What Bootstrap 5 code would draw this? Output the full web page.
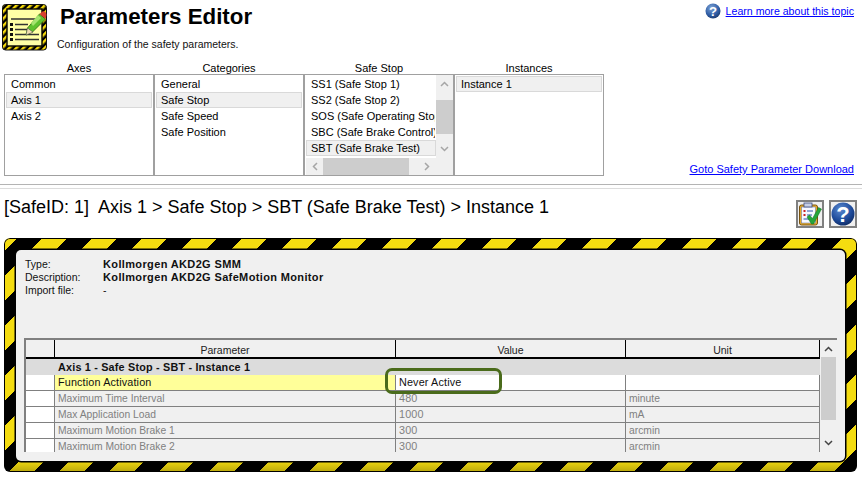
<!DOCTYPE html>
<html lang="en">
<head>
<meta charset="utf-8">
<title>Parameters Editor</title>
<link href="https://cdn.jsdelivr.net/npm/bootstrap@5.3.0/dist/css/bootstrap.min.css" rel="stylesheet">
<style>
html,body{margin:0;height:478px;overflow:hidden;background:#fff}
body{font-family:"Liberation Sans",Arial,sans-serif;font-size:11px;color:#000;line-height:16px}
.pg-top{height:61px;padding:4px 8px 0 2px}
.pg-logo{width:45px;height:47px;flex:none;display:block}
.pg-titles{margin-left:11px}
.pg-title{font-size:22.3px;font-weight:700;line-height:26px;margin:0 0 0 2px;letter-spacing:0}
.pg-sub{font-size:10.5px;line-height:13px;margin-top:8px;margin-left:-1px;color:#111}
.pg-head-link{margin-top:-1px}
.pg-learn{font-size:10.6px;line-height:14px;color:#00f;text-decoration:underline;margin-left:1px}
.lists-row{height:123px;padding:1px 8px 0 4px}
.lst-col{width:150px;flex:none}
.lst-cap{height:12px;line-height:12px;text-align:center;font-size:11px}
.lst-box{height:102px;border:1px solid #a0a0a0;background:#fff;padding:1px;position:relative;overflow:hidden;display:block;border-radius:0}
.lst-box .list-group-item{border:1px solid transparent;border-radius:0;padding:0 0 0 4px;height:16px;line-height:14px;font-size:11px;background:transparent;color:#000;white-space:nowrap;overflow:hidden;margin:0}
.lst-box .list-group-item+.list-group-item{border-top-width:1px;margin-top:0}
.lst-box .list-group-item.sel{background:#f0f0f0;border-color:#d9d9d9;color:#000;margin-top:0}
.lst-stop .list-group{width:130px}
.sb-v{position:absolute;right:0;top:0;bottom:17px;width:17px;background:#f0f0f0}
.sb-h{position:absolute;left:1px;right:17px;bottom:0;height:17px;background:#f0f0f0}
.sb-corner{position:absolute;right:0;bottom:0;width:17px;height:17px;background:#f0f0f0}
.sb-thumb{position:absolute;background:#cdcdcd}
.sb-arrow{position:absolute;display:block}
.goto-box{flex:1;align-self:flex-end;text-align:right;padding-bottom:7px}
.goto-lnk{font-size:11px;color:#00f;text-decoration:underline;line-height:16px}
.rule-a{height:5px;border-top:1px solid #b4b4b4;border-bottom:1px solid #dcdcdc;margin:0;opacity:1}
.crumb-row{height:49px;padding:8px 5px 0 4px}
.crumb{font-size:18px;line-height:20px;margin-top:0}
.sq-btn{width:28px;height:28px;border:2px solid #808080;background:#f0f0f0;padding:0;border-radius:0;margin-left:5px;display:flex;align-items:center;justify-content:center;margin-top:3px}
.haz{margin-left:4px;width:853px;height:234px;border-radius:6px;padding:12px 12px 11px 12px;position:relative;
 background-color:#000;
 background-image:linear-gradient(180deg,rgba(0,0,0,0) 222px,rgba(0,0,0,.22) 233px),repeating-linear-gradient(135deg,#f4dc10 0 9.5px,#000 9.5px 27.2px,#f4dc10 27.2px 35.36px);
 box-shadow:inset 0 0 0 1px #000}
.haz-in{height:211px;width:829px;background:#f0f0f0;border-radius:5px;padding:8px 8px 9px 8px;position:relative;box-shadow:0 0 0 1.5px #000}
.inf{height:80px;padding:0 0 0 1px;font-size:10.5px;line-height:13px;color:#111}
.inf-lab{width:78px;flex:none}
.inf-val{font-weight:700;font-size:11px;letter-spacing:.36px;color:#111}
.grid-wrap{height:114px;width:813px;border-top:2px solid #808080;border-left:2px solid #808080;position:relative;overflow:hidden;background:#f0f0f0}
.grid-tb{width:794px;table-layout:fixed;border-collapse:separate;border-spacing:0;margin:0;font-size:10.3px;line-height:14px;--bs-table-bg:transparent;--bs-table-color:inherit}
.grid-tb th,.grid-tb td{padding:0 3px;height:16px;border:0;white-space:nowrap;overflow:hidden;box-shadow:none;background:transparent}
.grid-tb thead th{font-weight:400;font-size:10.5px;height:19px;text-align:center;border-right:1px solid #000;border-bottom:2px solid #000;background:#f0f0f0;color:#222}
.grid-tb .r-h{background:#fff;border-right:1px solid #808080;border-bottom:1px solid #808080;padding:0}
.grid-tb td{border-right:1px solid #808080;border-bottom:1px solid #808080;color:#808080;vertical-align:bottom;line-height:15px}
.grid-tb td.num-v{font-size:10.8px;letter-spacing:.15px}
.grid-tb tr.grp td,.grid-tb tr.grp .r-h{background:#dcdcdc;border-right:0;border-bottom:0;color:#111;font-weight:700;height:16px;font-size:10.8px;letter-spacing:.2px}
.grid-tb tr.act td{color:#111;background:#fff;font-size:10.8px;letter-spacing:.15px}
.grid-tb tr.act td.yel{background:#ffff99}
.grid-sb{position:absolute;right:0;top:0;bottom:0;width:17px;background:#f0f0f0}
.mark-ring{position:absolute;left:385px;top:368px;width:117px;height:26px;border:3px solid #4a6b1b;border-radius:7px;pointer-events:none}
</style>
</head>
<body>
<header class="pg-top d-flex align-items-start">
  <svg class="pg-logo" viewBox="0 0 45 47">
    <defs><pattern id="hz" width="5" height="5" patternUnits="userSpaceOnUse" patternTransform="rotate(45)"><rect width="5" height="5" fill="#000"/><rect width="2.500" height="5" fill="#f5d90a"/></pattern></defs>
    <rect x=".5" y=".5" width="44" height="45.5" rx="3" fill="url(#hz)" stroke="#111"/>
    <rect x="5" y="5" width="35" height="37" fill="#ffffa6" stroke="#000" stroke-width="1.4"/>
    <g fill="#111"><rect x="8" y="19" width="3" height="3"/><rect x="8" y="24" width="3" height="3"/><rect x="8" y="29" width="3" height="3"/><rect x="8" y="34" width="3" height="3"/></g>
    <g stroke="#333" stroke-width="1.5"><path d="M9 15H36M13 20.500H26M13 25.500H30M13 30.500H37M13 35.500H37"/></g>
    <path d="M24 31l1.500-7 12-14 6 5-13 13z" fill="#5fc22e" stroke="#2d6a12" stroke-width=".8"/>
    <path d="M29 19l7-8 3 3-8 8z" fill="#a6e36f"/>
    <path d="M37.500 10l3-2.500c1.500-.8 4 1 4 3.500l-1 4z" fill="#d8402e"/>
    <path d="M24 31l1.500-7 5.500 4.200z" fill="#f0dcb0" stroke="#444" stroke-width=".5"/>
  </svg>
  <div class="pg-titles">
    <h1 class="pg-title">Parameters Editor</h1>
    <div class="pg-sub">Configuration of the safety parameters.</div>
  </div>
  <div class="ms-auto d-flex align-items-center gap-1 pg-head-link">
    <svg width="16" height="16" viewBox="0 0 17 17"><defs><radialGradient id="qb" cx=".4" cy=".3" r=".8"><stop offset="0" stop-color="#7fa4d6"/><stop offset=".6" stop-color="#2f5da5"/><stop offset="1" stop-color="#16315f"/></radialGradient></defs><circle cx="8.500" cy="8.500" r="8" fill="url(#qb)"/><text x="8.500" y="13.500" text-anchor="middle" font-family="Liberation Sans" font-weight="700" font-size="14" fill="#fff">?</text></svg>
    <a class="pg-learn" href="#">Learn more about this topic</a>
  </div>
</header>

<section class="lists-row d-flex">
  <div class="lst-col">
    <div class="lst-cap">Axes</div>
    <div class="lst-box"><div class="list-group"><div class="list-group-item">Common</div><div class="list-group-item sel">Axis 1</div><div class="list-group-item">Axis 2</div></div></div>
  </div>
  <div class="lst-col">
    <div class="lst-cap">Categories</div>
    <div class="lst-box"><div class="list-group"><div class="list-group-item">General</div><div class="list-group-item sel">Safe Stop</div><div class="list-group-item">Safe Speed</div><div class="list-group-item">Safe Position</div></div></div>
  </div>
  <div class="lst-col">
    <div class="lst-cap">Safe Stop</div>
    <div class="lst-box lst-stop">
      <div class="list-group"><div class="list-group-item">SS1 (Safe Stop 1)</div><div class="list-group-item">SS2 (Safe Stop 2)</div><div class="list-group-item">SOS (Safe Operating Stop)</div><div class="list-group-item">SBC (Safe Brake Control)</div><div class="list-group-item sel">SBT (Safe Brake Test)</div></div>
      <div class="sb-v"><div class="sb-thumb" style="left:0;right:0;top:25px;height:34px"></div>
        <svg class="sb-arrow" style="left:4px;top:6px" width="9" height="6" viewBox="0 0 9 6"><path d="M1 5l3.500-3.500L8 5" fill="none" stroke="#a6a6a6" stroke-width="1.500"/></svg>
        <svg class="sb-arrow" style="left:4px;bottom:6px" width="9" height="6" viewBox="0 0 9 6"><path d="M1 1l3.500 3.500L8 1" fill="none" stroke="#a6a6a6" stroke-width="1.500"/></svg></div>
      <div class="sb-h"><div class="sb-thumb" style="left:17px;width:86px;top:0;bottom:0"></div>
        <svg class="sb-arrow" style="left:6px;top:4px" width="6" height="9" viewBox="0 0 6 9"><path d="M5 1L1.500 4.500 5 8" fill="none" stroke="#a6a6a6" stroke-width="1.500"/></svg>
        <svg class="sb-arrow" style="right:6px;top:4px" width="6" height="9" viewBox="0 0 6 9"><path d="M1 1l3.500 3.500L1 8" fill="none" stroke="#a6a6a6" stroke-width="1.500"/></svg></div>
      <div class="sb-corner"></div>
    </div>
  </div>
  <div class="lst-col">
    <div class="lst-cap">Instances</div>
    <div class="lst-box"><div class="list-group"><div class="list-group-item sel">Instance 1</div></div></div>
  </div>
  <div class="goto-box"><a class="goto-lnk" href="#">Goto Safety Parameter Download</a></div>
</section>

<div class="rule-a"></div>

<section class="crumb-row d-flex align-items-start">
  <div class="crumb flex-grow-1">[SafeID: 1]&nbsp; Axis 1 &gt; Safe Stop &gt; SBT (Safe Brake Test) &gt; Instance 1</div>
  <button class="sq-btn" type="button" aria-label="Check"><svg width="24" height="24" viewBox="0 0 24 24"><rect x="1.500" y="3" width="18" height="20" rx="2" fill="#e8ad2a" stroke="#7a5410"/><rect x="3.500" y="5" width="14" height="16" fill="#f8f8ff" stroke="#5a6ea0" stroke-width=".5"/><rect x="6" y="1" width="8" height="4" fill="#c7cfe4" stroke="#3c4c7e" stroke-width=".8"/><g fill="#c22"><rect x="5.500" y="8" width="2" height="2"/><rect x="5.500" y="12" width="2" height="2"/></g><path d="M9 9h6M9 13h5M5.500 17h6" stroke="#2a55aa" stroke-width="1.200"/><path d="M9 15l2.500-2 3 3.500 6-11 3 1.500-8 15h-2z" fill="#25a53a" stroke="#127025" stroke-width=".5"/></svg></button>
  <button class="sq-btn" type="button" aria-label="Help"><svg width="24" height="24" viewBox="0 0 24 24"><defs><radialGradient id="qb2" cx=".4" cy=".3" r=".8"><stop offset="0" stop-color="#5c8ad0"/><stop offset=".6" stop-color="#1d4a9a"/><stop offset="1" stop-color="#0c2558"/></radialGradient></defs><circle cx="12" cy="12" r="11.500" fill="url(#qb2)"/><text x="12" y="20" text-anchor="middle" font-family="Liberation Sans" font-weight="700" font-size="22" fill="#fff">?</text></svg></button>
</section>

<section class="haz">
  <div class="haz-in">
    <div class="inf">
      <div class="d-flex"><div class="inf-lab">Type:</div><div class="inf-val">Kollmorgen AKD2G SMM</div></div>
      <div class="d-flex"><div class="inf-lab">Description:</div><div class="inf-val">Kollmorgen AKD2G SafeMotion Monitor</div></div>
      <div class="d-flex"><div class="inf-lab">Import file:</div><div>-</div></div>
    </div>
    <div class="grid-wrap">
      <table class="table grid-tb">
        <colgroup><col style="width:29px"><col style="width:341px"><col style="width:230px"><col style="width:194px"></colgroup>
        <thead><tr><th></th><th>Parameter</th><th>Value</th><th>Unit</th></tr></thead>
        <tbody>
          <tr class="grp"><td class="r-h"></td><td>Axis 1 - Safe Stop - SBT - Instance 1</td><td></td><td></td></tr>
          <tr class="act"><td class="r-h"></td><td class="yel">Function Activation</td><td>Never Active</td><td></td></tr>
          <tr><td class="r-h"></td><td>Maximum Time Interval</td><td class="num-v">480</td><td>minute</td></tr>
          <tr><td class="r-h"></td><td>Max Application Load</td><td class="num-v">1000</td><td>mA</td></tr>
          <tr><td class="r-h"></td><td>Maximum Motion Brake 1</td><td class="num-v">300</td><td>arcmin</td></tr>
          <tr><td class="r-h"></td><td>Maximum Motion Brake 2</td><td class="num-v">300</td><td>arcmin</td></tr>
        </tbody>
      </table>
      <div class="grid-sb"><div class="sb-thumb" style="left:1px;right:1px;top:17px;height:63px"></div>
        <svg class="sb-arrow" style="left:4px;top:6px" width="9" height="6" viewBox="0 0 9 6"><path d="M1 5l3.500-3.500L8 5" fill="none" stroke="#444" stroke-width="1.500"/></svg>
        <svg class="sb-arrow" style="left:4px;bottom:6px" width="9" height="6" viewBox="0 0 9 6"><path d="M1 1l3.500 3.500L8 1" fill="none" stroke="#444" stroke-width="1.500"/></svg></div>
    </div>
  </div>
</section>
<div class="mark-ring"></div>
<script src="https://cdn.jsdelivr.net/npm/bootstrap@5.3.0/dist/js/bootstrap.bundle.min.js"></script>
</body>
</html>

_ _ _

From the material above, gather all lines that include the string "this" and copy them.

• The response:
What Bootstrap 5 code would draw this? Output the full web page.
    <a class="pg-learn" href="#">Learn more about this topic</a>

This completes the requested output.